*Data lines:*

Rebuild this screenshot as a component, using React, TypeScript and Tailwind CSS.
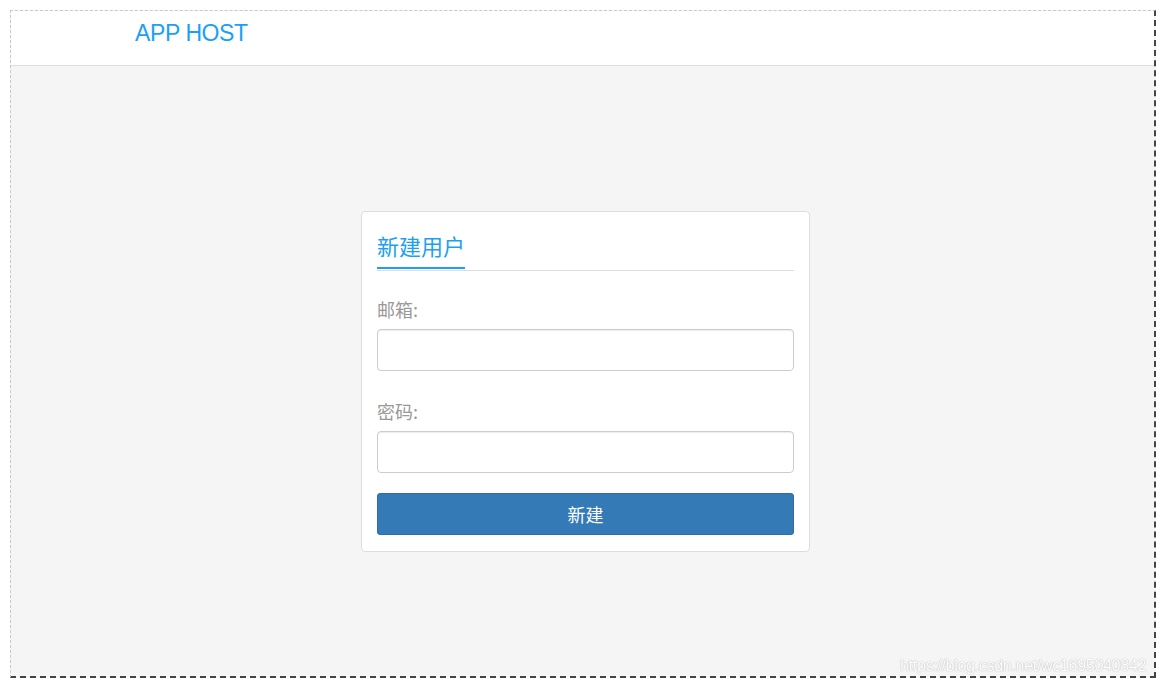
const cjk = { fontFamily: '"Microsoft YaHei", "Noto Sans CJK SC", "Liberation Sans", sans-serif' };

const Field = ({ label, type }: { label: string; type: string }) => (
  <div className="flex flex-col">
    <label className="text-[18px] leading-[27px] text-[#999999]" style={cjk}>
      {label}
    </label>
    <input
      type={type}
      className="mt-[6px] h-[42px] w-full rounded-[4px] border border-[#cccccc] bg-white px-3 outline-none shadow-[inset_0_1px_1px_rgba(0,0,0,0.075)]"
    />
  </div>
);

export default function App() {
  return (
    <div className="h-[686px] w-[1166px] bg-white pt-[10px] pl-[10px] pr-[10px] pb-[8px]">
      <div className="relative flex h-full flex-col overflow-hidden border-t border-l border-dashed border-t-[#c8c8c8] border-l-[#c8c8c8] border-r-2 border-b-2 border-r-[#444] border-b-[#444] bg-[#f5f5f5]">
        <header className="h-[55px] shrink-0 border-b border-[#dddddd] bg-white pl-[124px] pt-[9px]">
          <span
            className="text-[23px] leading-[26px] tracking-[-0.4px] text-[#1aa1f5]"
            style={{ fontFamily: '"Liberation Sans", Arial, sans-serif' }}
          >
            APP HOST
          </span>
        </header>

        <main className="flex flex-1 justify-center pl-[6px] pt-[145px]">
          <div className="h-fit w-[449px] rounded-[4px] border border-[#dddddd] bg-white px-[15px] pt-[17px] pb-[16px]">
            <div className="flex flex-col">
              <div
                className="w-fit border-b-2 border-[#1e9ff2] pb-[5px] text-[22px] leading-[33px] text-[#1e9ff2]"
                style={cjk}
              >
                新建用户
              </div>
              <div className="mt-[1px] h-px bg-[#dddddd]" />
            </div>

            <div className="mt-[25px] flex flex-col gap-[27px]">
              <Field label="邮箱:" type="email" />
              <Field label="密码:" type="password" />
            </div>

            <button
              className="mt-[20px] h-[42px] w-full rounded-[3px] border border-[#2e6da4] bg-[#337ab7] text-[18px] text-white"
              style={cjk}
            >
              新建
            </button>
          </div>
        </main>

        <div
          className="absolute left-[889px] top-[645px] whitespace-nowrap text-[16px] leading-[20px] tracking-[-0.3px] text-white [text-shadow:0_0_1px_#bbb,0_0_1px_#bbb]"
          style={{ fontFamily: '"Liberation Sans", Arial, sans-serif' }}
        >
          https://blog.csdn.net/wc1695040842
        </div>
      </div>
    </div>
  );
}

*Written instruction:*
Repeat the full listing above exactly, with no pictures in the copy.

*Complete output:*
Rebuild this screenshot as a component, using React, TypeScript and Tailwind CSS.
const cjk = { fontFamily: '"Microsoft YaHei", "Noto Sans CJK SC", "Liberation Sans", sans-serif' };

const Field = ({ label, type }: { label: string; type: string }) => (
  <div className="flex flex-col">
    <label className="text-[18px] leading-[27px] text-[#999999]" style={cjk}>
      {label}
    </label>
    <input
      type={type}
      className="mt-[6px] h-[42px] w-full rounded-[4px] border border-[#cccccc] bg-white px-3 outline-none shadow-[inset_0_1px_1px_rgba(0,0,0,0.075)]"
    />
  </div>
);

export default function App() {
  return (
    <div className="h-[686px] w-[1166px] bg-white pt-[10px] pl-[10px] pr-[10px] pb-[8px]">
      <div className="relative flex h-full flex-col overflow-hidden border-t border-l border-dashed border-t-[#c8c8c8] border-l-[#c8c8c8] border-r-2 border-b-2 border-r-[#444] border-b-[#444] bg-[#f5f5f5]">
        <header className="h-[55px] shrink-0 border-b border-[#dddddd] bg-white pl-[124px] pt-[9px]">
          <span
            className="text-[23px] leading-[26px] tracking-[-0.4px] text-[#1aa1f5]"
            style={{ fontFamily: '"Liberation Sans", Arial, sans-serif' }}
          >
            APP HOST
          </span>
        </header>

        <main className="flex flex-1 justify-center pl-[6px] pt-[145px]">
          <div className="h-fit w-[449px] rounded-[4px] border border-[#dddddd] bg-white px-[15px] pt-[17px] pb-[16px]">
            <div className="flex flex-col">
              <div
                className="w-fit border-b-2 border-[#1e9ff2] pb-[5px] text-[22px] leading-[33px] text-[#1e9ff2]"
                style={cjk}
              >
                新建用户
              </div>
              <div className="mt-[1px] h-px bg-[#dddddd]" />
            </div>

            <div className="mt-[25px] flex flex-col gap-[27px]">
              <Field label="邮箱:" type="email" />
              <Field label="密码:" type="password" />
            </div>

            <button
              className="mt-[20px] h-[42px] w-full rounded-[3px] border border-[#2e6da4] bg-[#337ab7] text-[18px] text-white"
              style={cjk}
            >
              新建
            </button>
          </div>
        </main>

        <div
          className="absolute left-[889px] top-[645px] whitespace-nowrap text-[16px] leading-[20px] tracking-[-0.3px] text-white [text-shadow:0_0_1px_#bbb,0_0_1px_#bbb]"
          style={{ fontFamily: '"Liberation Sans", Arial, sans-serif' }}
        >
          https://blog.csdn.net/wc1695040842
        </div>
      </div>
    </div>
  );
}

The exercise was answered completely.